TASK PROMPT → Produce a word-for-word copy of the listing below without its pictures.

──────── GIVEN DATA ────────

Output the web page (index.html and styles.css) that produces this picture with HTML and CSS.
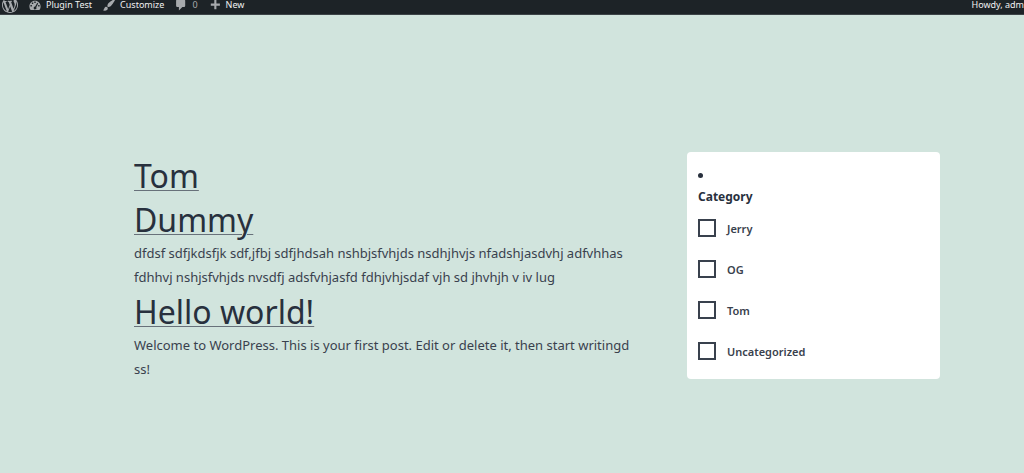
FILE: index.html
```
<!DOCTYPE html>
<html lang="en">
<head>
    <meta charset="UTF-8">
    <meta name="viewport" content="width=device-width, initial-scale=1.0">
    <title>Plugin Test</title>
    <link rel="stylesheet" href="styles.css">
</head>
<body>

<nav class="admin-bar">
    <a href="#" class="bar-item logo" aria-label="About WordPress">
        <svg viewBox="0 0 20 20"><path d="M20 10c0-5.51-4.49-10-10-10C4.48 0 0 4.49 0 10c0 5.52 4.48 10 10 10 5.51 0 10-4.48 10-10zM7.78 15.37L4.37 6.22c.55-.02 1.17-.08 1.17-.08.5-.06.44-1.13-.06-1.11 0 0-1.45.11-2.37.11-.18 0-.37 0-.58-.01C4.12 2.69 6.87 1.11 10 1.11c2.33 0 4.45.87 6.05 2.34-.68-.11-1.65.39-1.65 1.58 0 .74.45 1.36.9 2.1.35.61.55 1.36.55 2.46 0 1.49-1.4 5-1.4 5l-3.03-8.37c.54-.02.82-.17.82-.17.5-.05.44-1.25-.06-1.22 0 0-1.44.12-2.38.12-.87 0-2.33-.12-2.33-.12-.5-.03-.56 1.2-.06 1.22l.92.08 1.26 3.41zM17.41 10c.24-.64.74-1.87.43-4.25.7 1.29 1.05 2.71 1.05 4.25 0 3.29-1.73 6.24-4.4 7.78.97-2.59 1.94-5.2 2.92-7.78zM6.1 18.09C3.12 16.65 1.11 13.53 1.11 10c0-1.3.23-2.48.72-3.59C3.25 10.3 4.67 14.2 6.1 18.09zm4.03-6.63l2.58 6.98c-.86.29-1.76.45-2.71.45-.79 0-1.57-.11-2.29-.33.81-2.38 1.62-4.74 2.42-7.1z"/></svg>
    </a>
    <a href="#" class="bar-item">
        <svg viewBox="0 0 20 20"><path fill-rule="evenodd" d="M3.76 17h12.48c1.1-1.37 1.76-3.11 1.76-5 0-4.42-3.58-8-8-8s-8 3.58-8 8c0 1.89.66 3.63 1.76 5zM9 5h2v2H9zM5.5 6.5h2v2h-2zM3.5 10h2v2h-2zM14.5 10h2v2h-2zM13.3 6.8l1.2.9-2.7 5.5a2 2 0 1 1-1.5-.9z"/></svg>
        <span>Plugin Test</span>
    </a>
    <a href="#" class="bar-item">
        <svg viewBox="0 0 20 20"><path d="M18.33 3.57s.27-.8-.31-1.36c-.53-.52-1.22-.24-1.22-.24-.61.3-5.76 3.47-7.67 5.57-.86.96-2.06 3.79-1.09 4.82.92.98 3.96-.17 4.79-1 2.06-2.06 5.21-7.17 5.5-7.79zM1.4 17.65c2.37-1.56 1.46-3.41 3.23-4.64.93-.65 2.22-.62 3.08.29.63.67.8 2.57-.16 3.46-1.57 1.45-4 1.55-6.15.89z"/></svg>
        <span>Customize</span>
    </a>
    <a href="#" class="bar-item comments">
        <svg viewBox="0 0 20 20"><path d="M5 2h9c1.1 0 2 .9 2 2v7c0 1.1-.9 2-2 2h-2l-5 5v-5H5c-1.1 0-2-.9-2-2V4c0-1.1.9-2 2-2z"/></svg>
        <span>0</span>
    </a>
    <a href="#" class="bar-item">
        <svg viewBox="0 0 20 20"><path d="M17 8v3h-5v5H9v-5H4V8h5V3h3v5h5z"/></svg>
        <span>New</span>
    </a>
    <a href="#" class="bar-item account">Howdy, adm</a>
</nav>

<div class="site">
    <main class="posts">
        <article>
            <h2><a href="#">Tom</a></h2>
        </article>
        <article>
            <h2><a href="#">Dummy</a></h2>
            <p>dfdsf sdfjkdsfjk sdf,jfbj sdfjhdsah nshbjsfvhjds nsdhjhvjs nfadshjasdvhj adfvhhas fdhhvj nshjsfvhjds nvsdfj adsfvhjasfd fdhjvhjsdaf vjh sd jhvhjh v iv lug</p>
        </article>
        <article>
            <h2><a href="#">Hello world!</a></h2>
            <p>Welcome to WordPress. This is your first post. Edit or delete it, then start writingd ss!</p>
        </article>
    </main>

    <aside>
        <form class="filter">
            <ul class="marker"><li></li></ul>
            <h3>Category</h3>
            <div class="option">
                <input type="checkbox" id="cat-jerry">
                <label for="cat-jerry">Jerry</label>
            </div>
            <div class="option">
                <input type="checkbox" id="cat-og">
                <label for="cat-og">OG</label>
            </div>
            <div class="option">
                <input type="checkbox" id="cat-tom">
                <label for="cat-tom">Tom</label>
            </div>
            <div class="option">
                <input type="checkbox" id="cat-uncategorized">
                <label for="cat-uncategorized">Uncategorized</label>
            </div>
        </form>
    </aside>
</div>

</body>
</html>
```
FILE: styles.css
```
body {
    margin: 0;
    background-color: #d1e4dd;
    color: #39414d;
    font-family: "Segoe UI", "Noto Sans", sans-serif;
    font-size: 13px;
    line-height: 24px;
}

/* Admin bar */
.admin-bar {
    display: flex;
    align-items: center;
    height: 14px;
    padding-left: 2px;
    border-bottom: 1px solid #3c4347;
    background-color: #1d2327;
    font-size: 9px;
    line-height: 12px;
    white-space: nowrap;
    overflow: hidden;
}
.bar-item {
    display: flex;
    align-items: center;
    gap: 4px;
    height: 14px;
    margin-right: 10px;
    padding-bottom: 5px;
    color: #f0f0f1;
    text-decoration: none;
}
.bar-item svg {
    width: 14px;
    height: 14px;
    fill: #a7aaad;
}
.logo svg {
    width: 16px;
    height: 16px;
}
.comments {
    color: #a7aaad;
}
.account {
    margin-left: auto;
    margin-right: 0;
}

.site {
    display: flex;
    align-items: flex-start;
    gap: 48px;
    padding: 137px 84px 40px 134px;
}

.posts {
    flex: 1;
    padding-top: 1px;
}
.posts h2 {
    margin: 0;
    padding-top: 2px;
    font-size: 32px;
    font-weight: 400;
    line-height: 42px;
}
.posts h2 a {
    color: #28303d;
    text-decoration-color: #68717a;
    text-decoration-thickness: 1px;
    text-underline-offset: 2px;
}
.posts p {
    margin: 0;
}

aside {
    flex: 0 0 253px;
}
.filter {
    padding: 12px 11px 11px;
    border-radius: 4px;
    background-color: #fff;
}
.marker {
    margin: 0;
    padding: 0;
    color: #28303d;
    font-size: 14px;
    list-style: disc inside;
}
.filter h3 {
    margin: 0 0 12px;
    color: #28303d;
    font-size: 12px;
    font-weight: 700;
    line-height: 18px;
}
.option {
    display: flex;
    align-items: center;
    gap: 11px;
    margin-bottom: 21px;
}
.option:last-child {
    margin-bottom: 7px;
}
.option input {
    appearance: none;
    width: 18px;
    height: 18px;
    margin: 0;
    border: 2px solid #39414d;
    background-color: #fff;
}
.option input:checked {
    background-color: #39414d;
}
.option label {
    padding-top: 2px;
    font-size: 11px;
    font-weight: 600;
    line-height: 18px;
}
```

────────

WRITTEN RESPONSE →
Output the web page (index.html and styles.css) that produces this picture with HTML and CSS.
FILE: index.html
```
<!DOCTYPE html>
<html lang="en">
<head>
    <meta charset="UTF-8">
    <meta name="viewport" content="width=device-width, initial-scale=1.0">
    <title>Plugin Test</title>
    <link rel="stylesheet" href="styles.css">
</head>
<body>

<nav class="admin-bar">
    <a href="#" class="bar-item logo" aria-label="About WordPress">
        <svg viewBox="0 0 20 20"><path d="M20 10c0-5.51-4.49-10-10-10C4.48 0 0 4.49 0 10c0 5.52 4.48 10 10 10 5.51 0 10-4.48 10-10zM7.78 15.37L4.37 6.22c.55-.02 1.17-.08 1.17-.08.5-.06.44-1.13-.06-1.11 0 0-1.45.11-2.37.11-.18 0-.37 0-.58-.01C4.12 2.69 6.87 1.11 10 1.11c2.33 0 4.45.87 6.05 2.34-.68-.11-1.65.39-1.65 1.58 0 .74.45 1.36.9 2.1.35.61.55 1.36.55 2.46 0 1.49-1.4 5-1.4 5l-3.03-8.37c.54-.02.82-.17.82-.17.5-.05.44-1.25-.06-1.22 0 0-1.44.12-2.38.12-.87 0-2.33-.12-2.33-.12-.5-.03-.56 1.2-.06 1.22l.92.08 1.26 3.41zM17.41 10c.24-.64.74-1.87.43-4.25.7 1.29 1.05 2.71 1.05 4.25 0 3.29-1.73 6.24-4.4 7.78.97-2.59 1.94-5.2 2.92-7.78zM6.1 18.09C3.12 16.65 1.11 13.53 1.11 10c0-1.3.23-2.48.72-3.59C3.25 10.3 4.67 14.2 6.1 18.09zm4.03-6.63l2.58 6.98c-.86.29-1.76.45-2.71.45-.79 0-1.57-.11-2.29-.33.81-2.38 1.62-4.74 2.42-7.1z"/></svg>
    </a>
    <a href="#" class="bar-item">
        <svg viewBox="0 0 20 20"><path fill-rule="evenodd" d="M3.76 17h12.48c1.1-1.37 1.76-3.11 1.76-5 0-4.42-3.58-8-8-8s-8 3.58-8 8c0 1.89.66 3.63 1.76 5zM9 5h2v2H9zM5.5 6.5h2v2h-2zM3.5 10h2v2h-2zM14.5 10h2v2h-2zM13.3 6.8l1.2.9-2.7 5.5a2 2 0 1 1-1.5-.9z"/></svg>
        <span>Plugin Test</span>
    </a>
    <a href="#" class="bar-item">
        <svg viewBox="0 0 20 20"><path d="M18.33 3.57s.27-.8-.31-1.36c-.53-.52-1.22-.24-1.22-.24-.61.3-5.76 3.47-7.67 5.57-.86.96-2.06 3.79-1.09 4.82.92.98 3.96-.17 4.79-1 2.06-2.06 5.21-7.17 5.5-7.79zM1.4 17.65c2.37-1.56 1.46-3.41 3.23-4.64.93-.65 2.22-.62 3.08.29.63.67.8 2.57-.16 3.46-1.57 1.45-4 1.55-6.15.89z"/></svg>
        <span>Customize</span>
    </a>
    <a href="#" class="bar-item comments">
        <svg viewBox="0 0 20 20"><path d="M5 2h9c1.1 0 2 .9 2 2v7c0 1.1-.9 2-2 2h-2l-5 5v-5H5c-1.1 0-2-.9-2-2V4c0-1.1.9-2 2-2z"/></svg>
        <span>0</span>
    </a>
    <a href="#" class="bar-item">
        <svg viewBox="0 0 20 20"><path d="M17 8v3h-5v5H9v-5H4V8h5V3h3v5h5z"/></svg>
        <span>New</span>
    </a>
    <a href="#" class="bar-item account">Howdy, adm</a>
</nav>

<div class="site">
    <main class="posts">
        <article>
            <h2><a href="#">Tom</a></h2>
        </article>
        <article>
            <h2><a href="#">Dummy</a></h2>
            <p>dfdsf sdfjkdsfjk sdf,jfbj sdfjhdsah nshbjsfvhjds nsdhjhvjs nfadshjasdvhj adfvhhas fdhhvj nshjsfvhjds nvsdfj adsfvhjasfd fdhjvhjsdaf vjh sd jhvhjh v iv lug</p>
        </article>
        <article>
            <h2><a href="#">Hello world!</a></h2>
            <p>Welcome to WordPress. This is your first post. Edit or delete it, then start writingd ss!</p>
        </article>
    </main>

    <aside>
        <form class="filter">
            <ul class="marker"><li></li></ul>
            <h3>Category</h3>
            <div class="option">
                <input type="checkbox" id="cat-jerry">
                <label for="cat-jerry">Jerry</label>
            </div>
            <div class="option">
                <input type="checkbox" id="cat-og">
                <label for="cat-og">OG</label>
            </div>
            <div class="option">
                <input type="checkbox" id="cat-tom">
                <label for="cat-tom">Tom</label>
            </div>
            <div class="option">
                <input type="checkbox" id="cat-uncategorized">
                <label for="cat-uncategorized">Uncategorized</label>
            </div>
        </form>
    </aside>
</div>

</body>
</html>
```
FILE: styles.css
```
body {
    margin: 0;
    background-color: #d1e4dd;
    color: #39414d;
    font-family: "Segoe UI", "Noto Sans", sans-serif;
    font-size: 13px;
    line-height: 24px;
}

/* Admin bar */
.admin-bar {
    display: flex;
    align-items: center;
    height: 14px;
    padding-left: 2px;
    border-bottom: 1px solid #3c4347;
    background-color: #1d2327;
    font-size: 9px;
    line-height: 12px;
    white-space: nowrap;
    overflow: hidden;
}
.bar-item {
    display: flex;
    align-items: center;
    gap: 4px;
    height: 14px;
    margin-right: 10px;
    padding-bottom: 5px;
    color: #f0f0f1;
    text-decoration: none;
}
.bar-item svg {
    width: 14px;
    height: 14px;
    fill: #a7aaad;
}
.logo svg {
    width: 16px;
    height: 16px;
}
.comments {
    color: #a7aaad;
}
.account {
    margin-left: auto;
    margin-right: 0;
}

.site {
    display: flex;
    align-items: flex-start;
    gap: 48px;
    padding: 137px 84px 40px 134px;
}

.posts {
    flex: 1;
    padding-top: 1px;
}
.posts h2 {
    margin: 0;
    padding-top: 2px;
    font-size: 32px;
    font-weight: 400;
    line-height: 42px;
}
.posts h2 a {
    color: #28303d;
    text-decoration-color: #68717a;
    text-decoration-thickness: 1px;
    text-underline-offset: 2px;
}
.posts p {
    margin: 0;
}

aside {
    flex: 0 0 253px;
}
.filter {
    padding: 12px 11px 11px;
    border-radius: 4px;
    background-color: #fff;
}
.marker {
    margin: 0;
    padding: 0;
    color: #28303d;
    font-size: 14px;
    list-style: disc inside;
}
.filter h3 {
    margin: 0 0 12px;
    color: #28303d;
    font-size: 12px;
    font-weight: 700;
    line-height: 18px;
}
.option {
    display: flex;
    align-items: center;
    gap: 11px;
    margin-bottom: 21px;
}
.option:last-child {
    margin-bottom: 7px;
}
.option input {
    appearance: none;
    width: 18px;
    height: 18px;
    margin: 0;
    border: 2px solid #39414d;
    background-color: #fff;
}
.option input:checked {
    background-color: #39414d;
}
.option label {
    padding-top: 2px;
    font-size: 11px;
    font-weight: 600;
    line-height: 18px;
}
```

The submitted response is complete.